Jenkins, Jennifer, and Amy Fatzinger (University of Arizona)
Our project seeks to “tribesource” 60 educational films about the Native peoples of the Southwestern U.S. works from the American Indian Film Gallery, a collection awarded to the University of Arizona in 2011. Most of the films were made in the mid-20th century and reflect mainstream cultural attitudes of the day. Often the narration pronounces meaning that is inaccurate or disrespectful, but the visual narratives are for the most part quite remarkable. At this historical distance, many of these films have come to be understood by both cultural insiders and outside scholars as documentation of cultural practices and lifeways—and, indeed, languages—that are receding as practitioners and speakers pass on. This project seeks to rebalance the historical record, intentionally shifting emphasis from external perceptions of Native peoples to the voices, knowledge, and languages of the peoples represented in the films by participatory recording of new narrations for the films.
Tribesourcing places historical materials with the peoples they represent in order to tell the untold or suppressed story. Each film in this project will be streamed in a Mukurtu-based website with alternate narrations from within the culture in English and in Native languages. This method allows for identification of people, places, practices, vocabulary and stories that might otherwise be lost, as well as providing a rich, community-based metadata record for each film. Taking a small step toward cultural repatriation of content, tribesourcing as a methodology is guided by the Protocols for American Indian Archival Materials (2006).

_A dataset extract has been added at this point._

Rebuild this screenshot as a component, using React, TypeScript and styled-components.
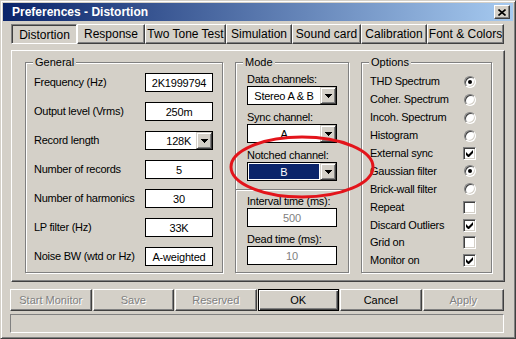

The project of positioning the American Indian Film Gallery as an interactive, multimedia, multiethnic, and polyvocal resource raises both workaday and theoretical issues, among them the need for Native language presence in the archive as a whole. Informed, intentional practice is essential. Thus, every stage of the project requires consultation and collaboration with our partners in Native Nations. This project seeks to contribute to ongoing efforts to decolonize the archive and restore voice and narrative sovereignty to the people who appear in these films—as agents of their own information rather than subjects of a governmental or corporate agenda. Participation, Equity, and Inclusion are central to this project.